Nurses to seek significant pay rises in next public service deal

Industrial action by nurses deferred to allow for ballot on revised Government proposals

The Government’s new proposals include the reintroduction of a number of allowances and the establishment of a pilot pre-retirement job-sharing scheme for nurses aged over 55

The Government’s new proposals include the reintroduction of a number of allowances and the establishment of a pilot pre-retirement job-sharing scheme for nurses aged over 55

 

Nurses are expected to seek significant pay rises as part of talks in the coming months on a new public service pay deal to succeed the Lansdowne Road agreement.

The executive council of the Irish Nurses and Midwives Organisation (INMO) on Saturday decided to defer industrial action which was scheduled to commence Tuesday in a dispute over staff recruitment and retention.

The INMO is to urge its members to accept revised proposals drawn up by health service management which met some of the union’s demands such as the restoration of allowances for staff recruited since 2011 and a new pre-retirement scheme.

However, the Government ruled out any increases in pay in advance of the report of the Public Service Pay Commission and the planned talks on a successor to the Lansdowne Road agreement.

Minister for Health Simon Harris welcomed the deferral of the INMO industrial action.

INMO general secretary Liam Doran said the Government had to understand that talking nicely about dealing with recruitment and retention problems and the need to address pay had to translate into definite action in improving pay and conditions for nurses and midwives.

He said “that has to start and be part of the successor to the Lansdowne Road agreement when negotiations take place”.

Strategic reasons

Mr Doran said the union was urging members to accept the new proposals “for strategic reasons”. He said the proposals represented an improvement in terms of staffing numbers, recruitment practices and retention mechanisms.

He added that the union’s decision ensured that its members would receive increases due under the Lansdowne Road deal and continue to enjoy its protections as well as ensuring it would be part of the talks on the successor deal in May.

“We are saying to our members that there was good work done in this agreement, and there is much more to be done.

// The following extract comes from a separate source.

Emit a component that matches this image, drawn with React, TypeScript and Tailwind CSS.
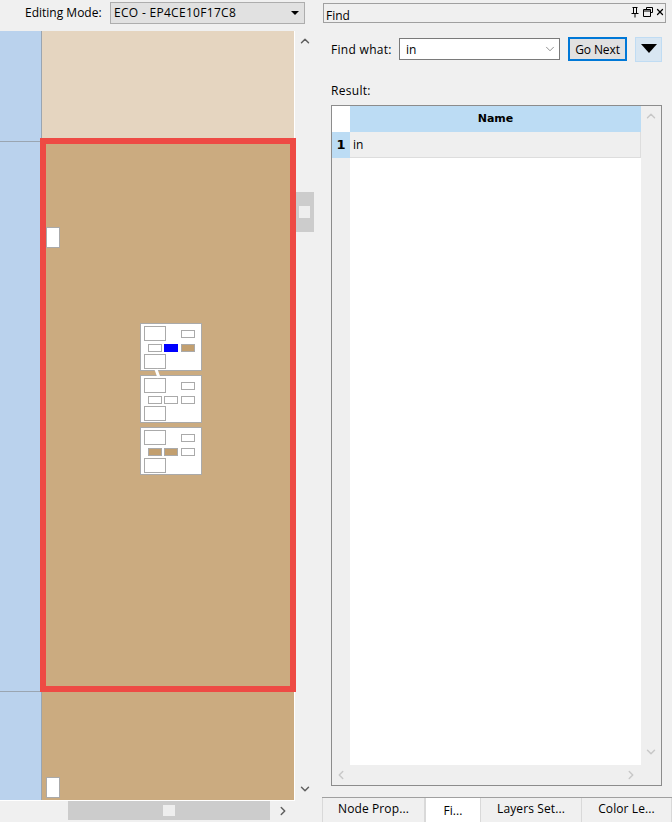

But we should do that through the procedures, and we should make sure that any new agreement is capable once and for all of resolving and addressing the medium and long-term pay issue for nurses and midwives so that we are as competitive as every other jurisdiction...”

The Government’s new proposals included the reintroduction of a number of allowances and the establishment of a pilot pre-retirement job-sharing scheme for nurses aged over 55.

There is also to be a review of education and development supports for nurses and midwives, while some additional promotional posts will also be provided.

Professional development

Health service management rejected a proposal from nurses that they be given one hour per week of work time for continuous professional development. The proposal document said that such a demand “has very significant cost implications and wider policy implications, and cannot, therefore, be conceded”.

The introduction of payment for missed meal breaks was also ruled out as the demand had “very significant cost and wider policy implications”.

“The management position is that meal breaks must be provided. In order to address management systems issues where they arise, a data-gathering process is currently under way and will be completed by end April. Management will put measures in place to ensure issues identified in this exercise are addressed with a view to such measures being decided by the end of May.”

Health service management had previously estimated that paying nurses for missed meal breaks would cost €83 million, while granting one hour a week for continuous professional development would cost €48 million a year.

The Government had previously offered to recruit an additional 1,200 nurses this year under a funded workforce plan and to grant greater autonomy to nursing managers to take on staff.